Why had Gage been removed from his foster family, and placed with such dubious relatives in the first place? Readers who know anything about the intersection of identity politics and child services policy probably already suspect the answer.

Aboriginals represent 14% of Manitoba's population, but account for about 70% of the province's child welfare caseload. (On some reserves, more than 40% of children are in foster care.) In 2003, the province devolved child welfare services to aboriginal agencies -- the idea being that First Nations case workers better understand the unique needs of aboriginal children, and can be counted on to protect native culture by prioritizing family reunification.

Ultimately, those politically correct intentions paved the way to Gage's grave.

Gage's mother was a member of the Sagkeeng First Nation, an Anishinaabe First Nation located east of Lake Winnipeg. Sagkeeng Child and Family Services -- the native-run child services unit charged with Gage's case -- apparently didn't want the child raised outside the boy's clan. "The family is very important in native culture," a well-informed source told me. "Reunification can become an obsession." (The foster family was Metis. "As far as the Sagkeeng are concerned, they might as well be white," my source told me.)

I have not had the opportunity to review the primary documents reported on by the Free Press. But the available evidence suggests Gage was put into a dangerous environment -- despite appalling evidence of alcohol abuse and squalor -- simply because it was deemed (as the jargon goes) "culturally appropriate." Effectively, Gage Guimond was martyred for the cause of native identity.

This isn't an isolated case. Last year, Mia Rabson and Lindor Reynolds of the Free Press spent three months investigating Manitoba's devolved child-welfare system. In many cases, they found poorly trained caseworkers shuttling a skyrocketing number of children from broken home to broken home. Guimond's death is just the latest tragedy. In 2006, police found the remains of five-year-old Phoenix Sinclair, a former foster child who'd gone "missing" after being returned to the custody of her birth mother on Manitoba's Fisher River First Nation reserve. In 2005, a 14-year-old native prostitute hanged herself after being moved over 60 times among foster homes, and sent 17 times to her addict parents.

Last week, in response to the Gage Guimond scandal, Manitoba's NDP government introduced legislation that would ensure a child's "safety" -- not just his "best interests," as the law currently holds -- is explicitly entrenched as the goal of child-placement decisions. I hope the bill passes. But I also hope the issue spurs a wider dialogue about native policy. In his senseless suffering and death, Gage personifies Kacheshewan, Peguis, Natuashish, Yellow Quill and a hundred other dangerous and dysfunctional native communities whose populations are languishing under similar pretexts. White society tolerates their misery -- subsidizes it, even, by pouring billions into their reserves --because the alternative, assimilation, is deemed too offensive a concept to contemplate.

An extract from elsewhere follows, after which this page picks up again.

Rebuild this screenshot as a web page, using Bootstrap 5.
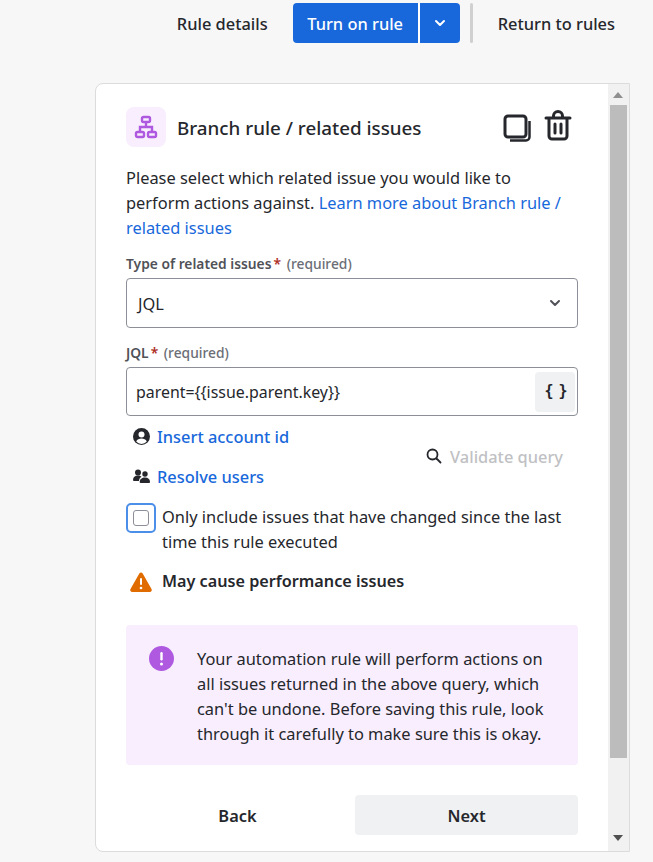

But would it have been so bad if Gage Guimond had been "assimilated"? Is a healthy, happy future something to be disdained simply because it's provided to a child by a family with the wrong-coloured skin?

Assimilation can be a wrenching, painful process. But at least life goes on. Perhaps that is the modest goal we should be working toward -- protecting life itself-- rather than grander sociological projects. However precious culture may be to natives, it cannot possibly be as precious as a two-year-old's beating heart.